Et Christine Detrez d’avouer avoir elle-même un petit crush pour Benjamin Biolay, dont elle ne manque aucune tournée. Quand on entend le discours déculpabilisant du chanteur, on peut comprendre pourquoi il a su attiser l’intérêt de l’écrivaine: « Ça n’est pas ta faute, c’est ton héritage. Et ce sera pire encore quand tu auras mon âge ». Il faut bien que jeunesse se fasse (un crush)…
Pour se procurer le livre de Christine Detrez Crush : Fragment d’un nouveau discours amoureux, à paraitre le 20 mars, c’est ici
Et pour se mettre vraiment à la page...
Ghoster : il s’agit ici aussi d’une nouveauté qui s’est vue dérouler le tapis rouge jusqu’au dernier Petit Robert, tant les jeunes l’emploient. Le ghosting est le fait de quitter du jour au lendemain la personne qu’on fréquentait, sans plus donner aucun signe de vie (on se transforme en fantôme, donc). Si larguer par SMS est déjà dans la limite de l’acceptable (et encore…), on passe un step supplémentaire de lâcheté lorsqu’il s’agit de ghoster.

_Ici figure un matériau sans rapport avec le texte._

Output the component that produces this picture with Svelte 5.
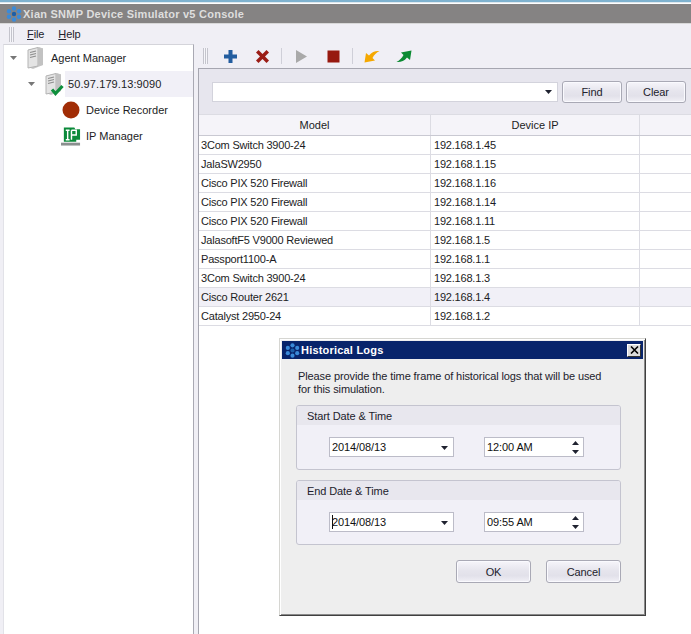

Spoiler : Une personne qui spoil va « gâcher le plaisir » d’une autre. Aujourd’hui, le terme s’utilise principalement dans le cadre d’une discussion ciné. Exemple : « Ne t’avise pas de me spoiler la fin de Game of Thrones ». Le Québec, au langage objectivement dix fois plus fun, utilise un synonyme : « divulgâcher ». À utiliser sans réserve !
Être en PLS : Il s’agit du parfait exemple de ces expressions que les jeunes utilisent à foison et qui s’emploie donc aujourd’hui dans mille et une situations. Initialement, la PLS, position latérale de sécurité, est un geste de premier secours à effectuer lorsqu’une personne se retrouve inconsciente. Il s’est transformé aujourd’hui en une formule de jeune servant à décrire toute situation dans laquelle on n’a pas envie d’être, qui pourrait presque nous faire perdre connaissance. Gueule de bois ? J’suis en PLS ; examen râté ? J’suis en PLS ; rupture amoureuse ? J’suis en PLS ; je ne comprends rien à ce que mon ado baragouine ? J’suis en PLS.
Une disquette : « J’ai un gros problème avec mon téléphone : il manque ton numéro » ; « On devrait t’arrêter pour excès de beauté sur la voie publique » ; « Tu sortirais pas du frigo par hasard ? Parce que t’es trop fraîche ! ». Si les exemples ci-contre n’étaient pas suffisamment éloquents, la disquette se définit par une phrase, souvent lourde, destinée à draguer quelqu’un. Est-ce que certaines personnes font réellement usage de ces disquettes ? Oui. Et est-ce que ça marche ? Joker.